TASK TO COMPLETE: Look through the listing below and give the number of lines that hold "index". Say nothing more.

==========

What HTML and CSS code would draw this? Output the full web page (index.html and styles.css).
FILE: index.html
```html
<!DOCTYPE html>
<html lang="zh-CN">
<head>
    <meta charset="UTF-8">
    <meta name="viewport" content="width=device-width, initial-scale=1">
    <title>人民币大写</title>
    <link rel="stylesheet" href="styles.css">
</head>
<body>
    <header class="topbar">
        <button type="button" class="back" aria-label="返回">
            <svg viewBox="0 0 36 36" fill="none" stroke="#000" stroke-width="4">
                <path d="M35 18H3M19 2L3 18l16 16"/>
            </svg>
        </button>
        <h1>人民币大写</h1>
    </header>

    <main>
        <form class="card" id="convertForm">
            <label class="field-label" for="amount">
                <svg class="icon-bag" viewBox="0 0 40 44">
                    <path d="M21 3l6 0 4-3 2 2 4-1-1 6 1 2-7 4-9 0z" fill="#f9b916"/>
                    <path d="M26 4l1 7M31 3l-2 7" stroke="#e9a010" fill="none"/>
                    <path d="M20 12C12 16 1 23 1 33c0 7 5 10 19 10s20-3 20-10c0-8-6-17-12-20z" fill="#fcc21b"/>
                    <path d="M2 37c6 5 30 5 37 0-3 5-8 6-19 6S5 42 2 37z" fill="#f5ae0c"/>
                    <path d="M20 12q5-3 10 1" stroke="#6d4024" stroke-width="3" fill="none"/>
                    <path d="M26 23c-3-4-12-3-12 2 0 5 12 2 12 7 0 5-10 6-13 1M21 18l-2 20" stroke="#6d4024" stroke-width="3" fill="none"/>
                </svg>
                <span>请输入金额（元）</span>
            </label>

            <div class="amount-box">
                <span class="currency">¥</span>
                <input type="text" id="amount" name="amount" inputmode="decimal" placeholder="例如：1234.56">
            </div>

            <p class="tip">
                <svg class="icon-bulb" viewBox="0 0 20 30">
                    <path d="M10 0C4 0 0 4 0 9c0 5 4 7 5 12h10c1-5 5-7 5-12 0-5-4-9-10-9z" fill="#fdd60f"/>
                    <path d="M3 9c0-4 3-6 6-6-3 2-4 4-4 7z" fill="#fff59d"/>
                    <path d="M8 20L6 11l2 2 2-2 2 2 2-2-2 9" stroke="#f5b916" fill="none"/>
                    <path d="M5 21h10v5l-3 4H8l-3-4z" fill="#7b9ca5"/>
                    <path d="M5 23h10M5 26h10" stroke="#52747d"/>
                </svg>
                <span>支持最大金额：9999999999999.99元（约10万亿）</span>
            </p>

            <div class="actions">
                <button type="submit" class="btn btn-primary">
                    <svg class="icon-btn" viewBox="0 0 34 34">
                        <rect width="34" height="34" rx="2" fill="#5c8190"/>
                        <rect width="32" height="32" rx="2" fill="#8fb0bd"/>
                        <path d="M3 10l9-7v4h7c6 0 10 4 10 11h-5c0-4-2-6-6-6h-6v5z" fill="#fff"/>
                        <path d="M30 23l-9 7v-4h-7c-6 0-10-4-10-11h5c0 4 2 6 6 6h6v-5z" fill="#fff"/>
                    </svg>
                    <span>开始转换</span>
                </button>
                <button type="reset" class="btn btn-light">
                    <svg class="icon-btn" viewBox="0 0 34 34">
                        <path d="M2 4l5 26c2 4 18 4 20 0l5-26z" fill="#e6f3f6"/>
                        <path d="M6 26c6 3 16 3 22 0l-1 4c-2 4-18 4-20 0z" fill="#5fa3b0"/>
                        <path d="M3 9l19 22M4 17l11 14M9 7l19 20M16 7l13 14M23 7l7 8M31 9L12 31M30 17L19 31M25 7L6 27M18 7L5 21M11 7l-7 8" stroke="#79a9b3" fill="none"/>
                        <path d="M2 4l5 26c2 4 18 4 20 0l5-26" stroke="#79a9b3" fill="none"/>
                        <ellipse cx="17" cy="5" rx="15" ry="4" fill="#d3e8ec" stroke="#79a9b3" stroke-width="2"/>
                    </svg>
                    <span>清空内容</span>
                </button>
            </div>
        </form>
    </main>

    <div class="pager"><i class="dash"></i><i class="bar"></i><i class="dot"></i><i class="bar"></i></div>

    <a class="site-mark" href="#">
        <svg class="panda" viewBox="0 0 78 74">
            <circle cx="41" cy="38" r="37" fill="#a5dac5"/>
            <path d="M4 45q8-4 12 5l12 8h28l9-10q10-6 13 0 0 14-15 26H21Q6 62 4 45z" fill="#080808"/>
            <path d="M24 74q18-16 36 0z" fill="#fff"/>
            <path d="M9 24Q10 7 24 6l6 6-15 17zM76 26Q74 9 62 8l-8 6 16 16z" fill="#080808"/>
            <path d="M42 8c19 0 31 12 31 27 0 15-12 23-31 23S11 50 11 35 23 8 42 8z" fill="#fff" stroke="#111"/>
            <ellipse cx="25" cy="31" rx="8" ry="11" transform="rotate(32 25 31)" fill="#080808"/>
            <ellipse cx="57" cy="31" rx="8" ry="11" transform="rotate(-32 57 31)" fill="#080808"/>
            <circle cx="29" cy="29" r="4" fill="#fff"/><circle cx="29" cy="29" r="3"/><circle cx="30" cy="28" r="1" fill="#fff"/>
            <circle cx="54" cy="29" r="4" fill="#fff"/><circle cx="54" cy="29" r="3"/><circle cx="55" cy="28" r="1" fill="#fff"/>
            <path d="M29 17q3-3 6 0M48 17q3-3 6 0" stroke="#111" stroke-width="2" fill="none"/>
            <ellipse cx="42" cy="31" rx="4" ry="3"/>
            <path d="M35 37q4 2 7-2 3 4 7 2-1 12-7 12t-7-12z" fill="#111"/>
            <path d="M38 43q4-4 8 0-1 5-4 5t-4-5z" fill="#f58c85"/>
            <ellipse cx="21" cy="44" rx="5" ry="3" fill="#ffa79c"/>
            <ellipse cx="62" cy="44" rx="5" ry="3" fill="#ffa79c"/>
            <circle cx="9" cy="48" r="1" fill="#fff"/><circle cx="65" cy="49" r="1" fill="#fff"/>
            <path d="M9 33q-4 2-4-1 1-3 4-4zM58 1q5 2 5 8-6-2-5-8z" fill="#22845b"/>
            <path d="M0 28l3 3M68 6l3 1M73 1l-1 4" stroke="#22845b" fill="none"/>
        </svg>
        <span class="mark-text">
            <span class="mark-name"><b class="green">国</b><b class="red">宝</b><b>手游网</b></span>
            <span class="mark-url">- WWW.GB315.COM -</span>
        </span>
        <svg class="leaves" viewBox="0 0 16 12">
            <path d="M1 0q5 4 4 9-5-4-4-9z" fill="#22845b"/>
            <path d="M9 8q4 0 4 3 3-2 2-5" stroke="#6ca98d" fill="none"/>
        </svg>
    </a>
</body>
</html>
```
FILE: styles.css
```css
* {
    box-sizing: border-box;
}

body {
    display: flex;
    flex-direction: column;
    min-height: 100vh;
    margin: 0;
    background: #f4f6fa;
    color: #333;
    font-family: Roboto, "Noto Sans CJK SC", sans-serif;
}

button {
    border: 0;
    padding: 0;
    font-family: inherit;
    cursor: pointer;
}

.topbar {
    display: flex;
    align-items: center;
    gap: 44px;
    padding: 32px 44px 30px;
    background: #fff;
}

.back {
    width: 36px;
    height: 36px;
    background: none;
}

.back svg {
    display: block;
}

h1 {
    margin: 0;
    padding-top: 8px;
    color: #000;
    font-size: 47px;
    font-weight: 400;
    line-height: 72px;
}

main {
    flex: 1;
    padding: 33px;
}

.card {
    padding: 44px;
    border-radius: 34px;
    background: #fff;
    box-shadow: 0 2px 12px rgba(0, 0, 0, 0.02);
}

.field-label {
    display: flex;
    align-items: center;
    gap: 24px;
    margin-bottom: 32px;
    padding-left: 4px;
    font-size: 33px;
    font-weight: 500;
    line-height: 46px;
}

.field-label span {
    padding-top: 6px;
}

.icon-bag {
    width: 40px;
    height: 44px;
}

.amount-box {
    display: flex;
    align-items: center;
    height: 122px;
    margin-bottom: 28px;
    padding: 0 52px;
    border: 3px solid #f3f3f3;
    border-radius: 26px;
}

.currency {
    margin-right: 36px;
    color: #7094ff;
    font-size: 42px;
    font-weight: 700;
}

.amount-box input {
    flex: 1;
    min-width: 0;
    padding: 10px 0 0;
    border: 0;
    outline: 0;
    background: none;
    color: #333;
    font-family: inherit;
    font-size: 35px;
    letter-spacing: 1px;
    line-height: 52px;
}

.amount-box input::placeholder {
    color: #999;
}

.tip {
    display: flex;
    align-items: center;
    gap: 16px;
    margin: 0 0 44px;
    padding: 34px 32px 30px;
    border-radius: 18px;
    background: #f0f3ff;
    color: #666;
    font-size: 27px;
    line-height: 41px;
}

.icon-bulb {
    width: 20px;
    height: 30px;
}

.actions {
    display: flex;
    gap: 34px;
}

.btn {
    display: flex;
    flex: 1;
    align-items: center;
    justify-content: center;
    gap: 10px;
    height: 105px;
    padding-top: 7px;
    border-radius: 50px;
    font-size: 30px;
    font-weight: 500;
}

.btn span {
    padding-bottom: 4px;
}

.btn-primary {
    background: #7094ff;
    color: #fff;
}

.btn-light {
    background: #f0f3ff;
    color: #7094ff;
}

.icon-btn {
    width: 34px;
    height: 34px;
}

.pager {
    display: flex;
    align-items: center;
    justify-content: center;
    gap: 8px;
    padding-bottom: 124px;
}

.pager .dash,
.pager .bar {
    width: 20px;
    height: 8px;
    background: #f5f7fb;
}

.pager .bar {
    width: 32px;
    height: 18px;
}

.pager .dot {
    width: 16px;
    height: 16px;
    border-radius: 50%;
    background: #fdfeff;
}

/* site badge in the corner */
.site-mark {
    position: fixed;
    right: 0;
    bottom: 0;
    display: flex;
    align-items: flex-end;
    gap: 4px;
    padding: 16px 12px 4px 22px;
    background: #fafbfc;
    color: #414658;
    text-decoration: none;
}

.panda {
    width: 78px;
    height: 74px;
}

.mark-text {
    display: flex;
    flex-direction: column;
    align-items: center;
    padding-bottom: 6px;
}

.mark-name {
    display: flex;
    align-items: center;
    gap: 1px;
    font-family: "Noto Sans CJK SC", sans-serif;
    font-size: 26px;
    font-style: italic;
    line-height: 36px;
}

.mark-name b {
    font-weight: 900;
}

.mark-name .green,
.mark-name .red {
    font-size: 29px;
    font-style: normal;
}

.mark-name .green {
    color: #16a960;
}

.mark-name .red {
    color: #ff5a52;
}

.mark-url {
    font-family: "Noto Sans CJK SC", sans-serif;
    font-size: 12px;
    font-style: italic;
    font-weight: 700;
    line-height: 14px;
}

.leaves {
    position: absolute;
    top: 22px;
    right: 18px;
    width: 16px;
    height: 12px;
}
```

==========

ANSWER FOR THIS EXERCISE: 2